Contre la crise du Covid-19, l’Afrique doit développer une stratégie inclusive qui tienne compte de ses contraintes économiques et sociales.
Par Omar Thiam*
Alors que la pandémie du Covid-19 continue de gagner du terrain et que plus de 239 208 personnes ont perdu la vie dans le monde, dont 1 696 (chiffre du 2 mai, milieu de journée)*, pour l’instant, en Afrique, il y a lieu de se souvenir de l’appel du secrétaire général de l’ONU, Antonio Guterres, il y a quelques semaines, dans un entretien diffusé sur RFI et France 24 en faveur d’un sursaut mondial dans la lutte contre la propagation du virus en Afrique. « Il est encore temps d’éviter des millions de morts », avait-il dit.
Tenir compte de la différence d’environnements
Cette crainte peut être surmontée si, dans les mesures à prendre, nous intégrons la dimension liée à la différence de contexte, des réalités socio-économiques et surtout culturelles des pays africains. En empruntant la même voie de résorption de la crise que les grands pays développés, à savoir les États-Unis, la France, la Chine et l’Italie, aujourd’hui en difficulté et dépassés malgré leurs importants moyens financiers et leurs équipements, nous allons droit dans le mur avec le risque que le scénario catastrophe redouté par le secrétaire général des Nations unies ne se réalise. Certes, les enseignements tirés de ce qui s’est passé en Italie, en France, en Chine et dans d’autres pays sont extrêmement précieux, mais ils ne peuvent pas être extrapolés directement sur le continent africain en raison de données démographiques différentes et de contraintes liées aux systèmes de santé. À ce niveau, il y a lieu de prendre en considération que le continent africain a ses spécificités par rapport aux autres régions du monde contaminées par le Covid-19.

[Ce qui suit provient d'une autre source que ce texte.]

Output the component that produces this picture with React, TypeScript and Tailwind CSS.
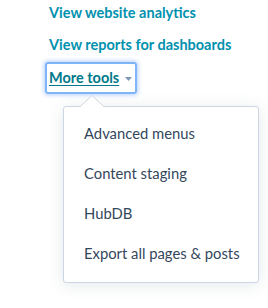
import React from 'react';

const items = ['Advanced menus', 'Content staging', 'HubDB', 'Export all pages & posts'];

export default function App() {
  return (
    <div className="w-[268px] h-[308px] bg-white relative overflow-hidden" style={{ fontFamily: 'Lato, "Noto Sans", sans-serif' }}>
      <div className="flex flex-col items-start pl-[49px] pt-[1px]">
        <a className="text-[14.5px] leading-[24px] font-bold text-[#0091ae] mb-[8px]">View website analytics</a>
        <a className="text-[14.5px] leading-[24px] font-bold text-[#0091ae]">View reports for dashboards</a>
        <div className="-ml-[4px] mt-[5px] flex items-center h-[32px] pl-[2px] pr-[3px] rounded-[3px] border-2 border-[#80b4f8] shadow-[0_0_4px_1px_rgba(90,150,245,0.45)]">
          <span className="text-[14.5px] leading-[20px] font-bold text-[#007a8c] underline underline-offset-2">More tools</span>
          <svg width="7" height="4" viewBox="0 0 7 4" className="ml-[6px] mt-[2px]">
            <path d="M0 0 L7 0 L3.5 4 Z" fill="#7c98b6" />
          </svg>
        </div>
      </div>

      <div className="absolute left-[63px] top-[106px] w-[196px] h-[177px] bg-white border border-[#cbd6e2] rounded-[3px] shadow-[0_2px_16px_rgba(45,62,80,0.12)]">
        <svg width="26" height="13" viewBox="0 0 26 13" className="absolute left-[15px] -top-[12px]">
          <path d="M0 12.5 L13 0.5 L26 12.5" fill="white" stroke="#cbd6e2" strokeWidth="1" />
          <rect x="0" y="12" width="26" height="2" fill="white" />
        </svg>
        <ul className="flex flex-col pt-[6px]">
          {items.map((it) => (
            <li key={it} className="pl-[20px] h-[40px] flex items-center text-[14.8px] text-[#33475b]">
              {it}
            </li>
          ))}
        </ul>
      </div>
    </div>
  );
}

La population, un élément distinctif important
Trois facteurs paraissent pouvoir être pris en compte au niveau de la population.
Premièrement, la structure démographique du continent est différente de celle des autres régions du monde. L’âge médian du 1,3 milliard d’habitants d’Afrique est de 19,7 ans, là où l’âge médian en Chine est de 38,4 ans et celui de l’Europe, 43,1. Les expériences en Asie et en Europe ont montré que les personnes de plus de 60 ans et celles ayant des problèmes de santé importants sont les plus vulnérables aux cas graves de Covid-19. Bien que la jeunesse de la population africaine puisse être considérée comme un facteur important de résistance à la pandémie, la manière dont le virus évoluera et se manifestera sur le continent reste inconnue.
Le deuxième facteur important concernant la population africaine est la forte prévalence de la malnutrition, de l’anémie, du paludisme, du sida et de la tuberculose dans certains pays. Par exemple, le Burundi et le Liberia ont un taux de retard de croissance des plus élevés au monde. Un enfant de moins de cinq ans sur trois souffre d’un retard de croissance. Il est possible d’envisager une accélération de cette épidémie en Afrique subsaharienne en raison de l’incidence de la malnutrition dans certains pays comme le Soudan. Sans compter que la saison des pluies est imminente, voire est déjà arrivée dans différentes zones, ce qui signifie que les cas de paludisme augmenteront rapidement et que les pics de paludisme en 2020 pourraient coïncider avec la pandémie de Covid-19 en cours.